● INSTRUCTIONS FOR THE TASK: No images are to be carried over; print all other material exactly as it stands.

* Start *

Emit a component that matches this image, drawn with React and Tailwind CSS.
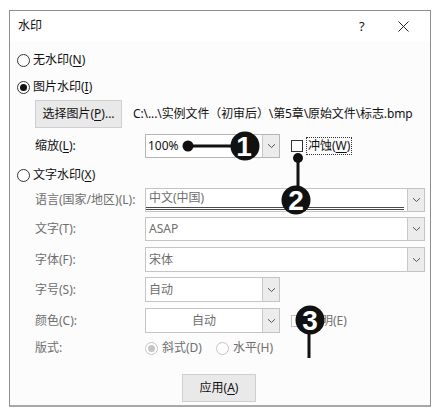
import React from "react";

const Chevron = ({ color = "#555" }) => (
  <svg width="9" height="6" viewBox="0 0 9 6">
    <path d="M1 1.2 L4.5 4.5 L8 1.2" fill="none" stroke={color} strokeWidth="1" />
  </svg>
);

const Radio = ({ checked, disabled }) => (
  <div
    className={`w-[13px] h-[13px] rounded-full border flex items-center justify-center shrink-0 bg-white ${
      disabled ? "border-[#c4c4c4]" : "border-[#333]"
    }`}
  >
    {checked && (
      <div className={`w-[7px] h-[7px] rounded-full ${disabled ? "bg-[#c4c4c4]" : "bg-[#111]"}`} />
    )}
  </div>
);

const U = ({ children }) => <span className="underline underline-offset-2">{children}</span>;

const DropBtn = () => (
  <div className="w-[17px] h-full bg-[#ececec] border-l border-[#c8c8c8] flex items-center justify-center shrink-0">
    <Chevron />
  </div>
);

export default function App() {
  return (
    <div
      className="w-[441px] h-[417px] bg-white relative overflow-hidden pt-[10px] pl-[9px] text-[12px] leading-none"
      style={{ fontFamily: '"Noto Sans", "Noto Sans CJK SC", sans-serif' }}
    >
      <div className="w-[422px] h-[397px] border border-[#8e8e8e] border-b-2 border-b-[#a8a8a8] bg-[#fcfcfc] flex flex-col">
        {/* title bar */}
        <div className="h-[30px] bg-white flex items-center pl-[8px] text-[#111] relative shrink-0">
          <span>水印</span>
          <span className="absolute left-[349px] top-[9px] text-[13px]">?</span>
          <svg className="absolute left-[388px] top-[10px]" width="11" height="11" viewBox="0 0 11 11">
            <path d="M0.5 0.5 L10.5 10.5 M10.5 0.5 L0.5 10.5" stroke="#222" strokeWidth="1" />
          </svg>
        </div>

        <div className="flex flex-col pl-[7px] text-[#111]">
          {/* 无水印 */}
          <div className="h-[20px] mt-[9px] flex items-center gap-[3px]">
            <Radio />
            <span>无水印(<U>N</U>)</span>
          </div>
          {/* 图片水印 */}
          <div className="h-[20px] mt-[7px] flex items-center gap-[3px]">
            <Radio checked />
            <span>图片水印(<U>I</U>)</span>
          </div>
          {/* 选择图片 */}
          <div className="h-[28px] mt-[3px] flex items-center pl-[18px]">
            <div className="w-[87px] h-[28px] bg-[#e9e9e9] border border-[#cfcfcf] flex items-center justify-center">
              选择图片(<U>P</U>)...
            </div>
            <span className="ml-[11px] whitespace-nowrap tracking-[-0.1px]">
              C:\...\实例文件（初审后）\第5章\原始文件\标志.bmp
            </span>
          </div>
          {/* 缩放 */}
          <div className="h-[24px] mt-[6px] flex items-center pl-[18px]">
            <span className="w-[110px]">缩放(<U>L</U>):</span>
            <div className="w-[135px] h-[24px] border border-[#b5b5b5] bg-white flex items-center">
              <span className="flex-1 pl-[2px]">100%</span>
              <DropBtn />
            </div>
            <div className="ml-[11px] w-[12px] h-[12px] border border-[#333] bg-white shrink-0" />
            <span className="ml-[3px] px-[1px] py-[2px] border border-dotted border-[#333]">
              冲蚀(<U>W</U>)
            </span>
          </div>
          {/* 文字水印 */}
          <div className="h-[20px] mt-[7px] flex items-center gap-[3px]">
            <Radio />
            <span>文字水印(<U>X</U>)</span>
          </div>

          <div className="text-[#6e6e6e] flex flex-col">
            {/* 语言 */}
            <div className="h-[24px] mt-[3px] flex items-center pl-[18px]">
              <span className="w-[110px]">语言(国家/地区)(L):</span>
              <div className="w-[280px] h-[24px] border border-[#c4c4c4] bg-white flex items-stretch">
                <div className="flex-1 flex items-center pl-[3px] mr-[3px] mb-[1px] border-b-[3px] border-double border-[#4a4a4a]">
                  中文(中国)
                </div>
                <DropBtn />
              </div>
            </div>
            {/* 文字 */}
            <div className="h-[24px] mt-[5px] flex items-center pl-[18px]">
              <span className="w-[110px]">文字(T):</span>
              <div className="w-[280px] h-[24px] border border-[#c4c4c4] bg-white flex items-center">
                <span className="flex-1 pl-[3px]">ASAP</span>
                <DropBtn />
              </div>
            </div>
            {/* 字体 */}
            <div className="h-[25px] mt-[6px] flex items-center pl-[18px]">
              <span className="w-[110px]">字体(F):</span>
              <div className="w-[280px] h-[25px] border border-[#c4c4c4] bg-white flex items-center">
                <span className="flex-1 pl-[3px]">宋体</span>
                <DropBtn />
              </div>
            </div>
            {/* 字号 */}
            <div className="h-[25px] mt-[5px] flex items-center pl-[18px]">
              <span className="w-[110px]">字号(S):</span>
              <div className="w-[135px] h-[25px] border border-[#c4c4c4] bg-white flex items-center">
                <span className="flex-1 pl-[3px]">自动</span>
                <DropBtn />
              </div>
            </div>
            {/* 颜色 */}
            <div className="h-[25px] mt-[6px] flex items-center pl-[18px]">
              <span className="w-[110px]">颜色(C):</span>
              <div className="w-[135px] h-[25px] border border-[#c4c4c4] bg-white flex items-center">
                <span className="flex-1 text-center">自动</span>
                <DropBtn />
              </div>
              <div className="ml-[11px] w-[12px] h-[12px] border border-[#c4c4c4] bg-white shrink-0" />
              <span className="ml-[6px]">透明(E)</span>
            </div>
            {/* 版式 */}
            <div className="h-[20px] mt-[5px] flex items-center pl-[18px]">
              <span className="w-[110px]">版式:</span>
              <Radio checked disabled />
              <span className="ml-[4px]">斜式(D)</span>
              <div className="ml-[14px]">
                <Radio disabled />
              </div>
              <span className="ml-[4px]">水平(H)</span>
            </div>
          </div>

          {/* 应用 */}
          <div className="mt-[16px] pl-[165px]">
            <div className="w-[74px] h-[28px] bg-[#e9e9e9] border border-[#cfcfcf] flex items-center justify-center text-[#111]">
              应用(<U>A</U>)
            </div>
          </div>
        </div>
      </div>

      {/* callouts overlay */}
      <svg className="absolute left-0 top-0 pointer-events-none" width="441" height="417" viewBox="0 0 441 417">
        <g fill="#111" stroke="#111">
          <circle cx="188" cy="146" r="5.5" stroke="none" />
          <line x1="188" y1="146" x2="234" y2="146" strokeWidth="3" />
          <circle cx="245" cy="146" r="14.5" stroke="none" />

          <circle cx="298" cy="158" r="5" stroke="none" />
          <line x1="298" y1="158" x2="298" y2="190" strokeWidth="3" />
          <circle cx="296" cy="200" r="14.5" stroke="none" />

          <circle cx="310" cy="320" r="14.5" stroke="none" />
          <line x1="309" y1="330" x2="309" y2="358" strokeWidth="3" />
        </g>
        <g
          fill="#fff"
          fontFamily='"Liberation Sans", Arial, sans-serif'
          fontWeight="bold"
          fontSize="28"
          textAnchor="middle"
        >
          <text x="244" y="156">1</text>
          <text x="296" y="210">2</text>
          <text x="310" y="330">3</text>
        </g>
      </svg>
    </div>
  );
}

* End *

● IN RESPONSE:
Emit a component that matches this image, drawn with React and Tailwind CSS.
import React from "react";

const Chevron = ({ color = "#555" }) => (
  <svg width="9" height="6" viewBox="0 0 9 6">
    <path d="M1 1.2 L4.5 4.5 L8 1.2" fill="none" stroke={color} strokeWidth="1" />
  </svg>
);

const Radio = ({ checked, disabled }) => (
  <div
    className={`w-[13px] h-[13px] rounded-full border flex items-center justify-center shrink-0 bg-white ${
      disabled ? "border-[#c4c4c4]" : "border-[#333]"
    }`}
  >
    {checked && (
      <div className={`w-[7px] h-[7px] rounded-full ${disabled ? "bg-[#c4c4c4]" : "bg-[#111]"}`} />
    )}
  </div>
);

const U = ({ children }) => <span className="underline underline-offset-2">{children}</span>;

const DropBtn = () => (
  <div className="w-[17px] h-full bg-[#ececec] border-l border-[#c8c8c8] flex items-center justify-center shrink-0">
    <Chevron />
  </div>
);

export default function App() {
  return (
    <div
      className="w-[441px] h-[417px] bg-white relative overflow-hidden pt-[10px] pl-[9px] text-[12px] leading-none"
      style={{ fontFamily: '"Noto Sans", "Noto Sans CJK SC", sans-serif' }}
    >
      <div className="w-[422px] h-[397px] border border-[#8e8e8e] border-b-2 border-b-[#a8a8a8] bg-[#fcfcfc] flex flex-col">
        {/* title bar */}
        <div className="h-[30px] bg-white flex items-center pl-[8px] text-[#111] relative shrink-0">
          <span>水印</span>
          <span className="absolute left-[349px] top-[9px] text-[13px]">?</span>
          <svg className="absolute left-[388px] top-[10px]" width="11" height="11" viewBox="0 0 11 11">
            <path d="M0.5 0.5 L10.5 10.5 M10.5 0.5 L0.5 10.5" stroke="#222" strokeWidth="1" />
          </svg>
        </div>

        <div className="flex flex-col pl-[7px] text-[#111]">
          {/* 无水印 */}
          <div className="h-[20px] mt-[9px] flex items-center gap-[3px]">
            <Radio />
            <span>无水印(<U>N</U>)</span>
          </div>
          {/* 图片水印 */}
          <div className="h-[20px] mt-[7px] flex items-center gap-[3px]">
            <Radio checked />
            <span>图片水印(<U>I</U>)</span>
          </div>
          {/* 选择图片 */}
          <div className="h-[28px] mt-[3px] flex items-center pl-[18px]">
            <div className="w-[87px] h-[28px] bg-[#e9e9e9] border border-[#cfcfcf] flex items-center justify-center">
              选择图片(<U>P</U>)...
            </div>
            <span className="ml-[11px] whitespace-nowrap tracking-[-0.1px]">
              C:\...\实例文件（初审后）\第5章\原始文件\标志.bmp
            </span>
          </div>
          {/* 缩放 */}
          <div className="h-[24px] mt-[6px] flex items-center pl-[18px]">
            <span className="w-[110px]">缩放(<U>L</U>):</span>
            <div className="w-[135px] h-[24px] border border-[#b5b5b5] bg-white flex items-center">
              <span className="flex-1 pl-[2px]">100%</span>
              <DropBtn />
            </div>
            <div className="ml-[11px] w-[12px] h-[12px] border border-[#333] bg-white shrink-0" />
            <span className="ml-[3px] px-[1px] py-[2px] border border-dotted border-[#333]">
              冲蚀(<U>W</U>)
            </span>
          </div>
          {/* 文字水印 */}
          <div className="h-[20px] mt-[7px] flex items-center gap-[3px]">
            <Radio />
            <span>文字水印(<U>X</U>)</span>
          </div>

          <div className="text-[#6e6e6e] flex flex-col">
            {/* 语言 */}
            <div className="h-[24px] mt-[3px] flex items-center pl-[18px]">
              <span className="w-[110px]">语言(国家/地区)(L):</span>
              <div className="w-[280px] h-[24px] border border-[#c4c4c4] bg-white flex items-stretch">
                <div className="flex-1 flex items-center pl-[3px] mr-[3px] mb-[1px] border-b-[3px] border-double border-[#4a4a4a]">
                  中文(中国)
                </div>
                <DropBtn />
              </div>
            </div>
            {/* 文字 */}
            <div className="h-[24px] mt-[5px] flex items-center pl-[18px]">
              <span className="w-[110px]">文字(T):</span>
              <div className="w-[280px] h-[24px] border border-[#c4c4c4] bg-white flex items-center">
                <span className="flex-1 pl-[3px]">ASAP</span>
                <DropBtn />
              </div>
            </div>
            {/* 字体 */}
            <div className="h-[25px] mt-[6px] flex items-center pl-[18px]">
              <span className="w-[110px]">字体(F):</span>
              <div className="w-[280px] h-[25px] border border-[#c4c4c4] bg-white flex items-center">
                <span className="flex-1 pl-[3px]">宋体</span>
                <DropBtn />
              </div>
            </div>
            {/* 字号 */}
            <div className="h-[25px] mt-[5px] flex items-center pl-[18px]">
              <span className="w-[110px]">字号(S):</span>
              <div className="w-[135px] h-[25px] border border-[#c4c4c4] bg-white flex items-center">
                <span className="flex-1 pl-[3px]">自动</span>
                <DropBtn />
              </div>
            </div>
            {/* 颜色 */}
            <div className="h-[25px] mt-[6px] flex items-center pl-[18px]">
              <span className="w-[110px]">颜色(C):</span>
              <div className="w-[135px] h-[25px] border border-[#c4c4c4] bg-white flex items-center">
                <span className="flex-1 text-center">自动</span>
                <DropBtn />
              </div>
              <div className="ml-[11px] w-[12px] h-[12px] border border-[#c4c4c4] bg-white shrink-0" />
              <span className="ml-[6px]">透明(E)</span>
            </div>
            {/* 版式 */}
            <div className="h-[20px] mt-[5px] flex items-center pl-[18px]">
              <span className="w-[110px]">版式:</span>
              <Radio checked disabled />
              <span className="ml-[4px]">斜式(D)</span>
              <div className="ml-[14px]">
                <Radio disabled />
              </div>
              <span className="ml-[4px]">水平(H)</span>
            </div>
          </div>

          {/* 应用 */}
          <div className="mt-[16px] pl-[165px]">
            <div className="w-[74px] h-[28px] bg-[#e9e9e9] border border-[#cfcfcf] flex items-center justify-center text-[#111]">
              应用(<U>A</U>)
            </div>
          </div>
        </div>
      </div>

      {/* callouts overlay */}
      <svg className="absolute left-0 top-0 pointer-events-none" width="441" height="417" viewBox="0 0 441 417">
        <g fill="#111" stroke="#111">
          <circle cx="188" cy="146" r="5.5" stroke="none" />
          <line x1="188" y1="146" x2="234" y2="146" strokeWidth="3" />
          <circle cx="245" cy="146" r="14.5" stroke="none" />

          <circle cx="298" cy="158" r="5" stroke="none" />
          <line x1="298" y1="158" x2="298" y2="190" strokeWidth="3" />
          <circle cx="296" cy="200" r="14.5" stroke="none" />

          <circle cx="310" cy="320" r="14.5" stroke="none" />
          <line x1="309" y1="330" x2="309" y2="358" strokeWidth="3" />
        </g>
        <g
          fill="#fff"
          fontFamily='"Liberation Sans", Arial, sans-serif'
          fontWeight="bold"
          fontSize="28"
          textAnchor="middle"
        >
          <text x="244" y="156">1</text>
          <text x="296" y="210">2</text>
          <text x="310" y="330">3</text>
        </g>
      </svg>
    </div>
  );
}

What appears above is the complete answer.